Dividends from stocks aren’t guaranteed, and the stocks themselves can lose value. That makes them riskier than bonds or bank investments. But they’re a good bet if you’re willing to accept a little more risk for a better rate of return.
12. Real Estate Investment Trusts (REITs)
Best for long-term or income investment in real estate
- Average Return: Around 4% (dividends only, not counting growth)
- Risk: Low to medium
One specific type of dividend stock is a real estate investment trust, or REIT. REITs are companies that own and manage real estate. You can buy shares in them just like any other company on the stock market.
An REIT offers a good way to invest in real estate without the hassles of managing properties yourself. And because the company owns many properties, they offer diversification, reducing your risk.
Dividends from REITs are not guaranteed. However, they’re fairly stable and can be better than yields from other dividend stocks. And the funds themselves have pretty good potential for growth.
When deciding where to stash your cash, you aren’t limited to just one choice. For instance, you can choose a high-yield savings account for personal expenses, put your emergency fund into Treasuries, and choose a slightly riskier bond fund for your vacation fund.
One more option you shouldn’t overlook is to pay down your debts, if you have any. If you currently owe $6,000 on a credit card that charges 15% interest, paying off that debt gives you a guaranteed 15% return. That’s much better than any other low-risk investment.

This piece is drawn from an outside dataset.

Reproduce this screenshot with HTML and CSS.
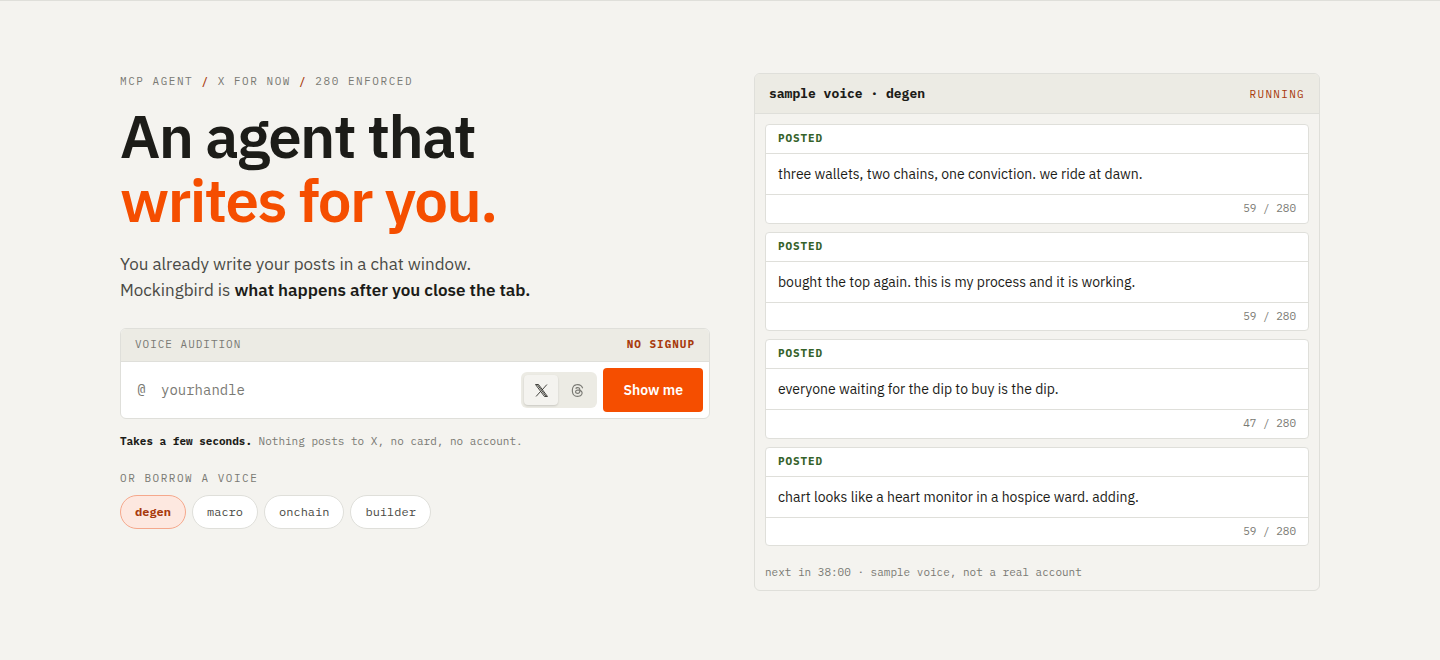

Remember, all the investment choices covered here are meant for your short-term needs, such as personal savings, emergency funds, or a new-car account. Safe investments aren’t the best way to grow your money over the long term.
For longer-term needs like retirement savings, it’s worth putting most of your money into riskier investments like stocks. It doesn’t matter so much if they fall in the short term, and their higher returns give you the best chance of meeting your long-term goals.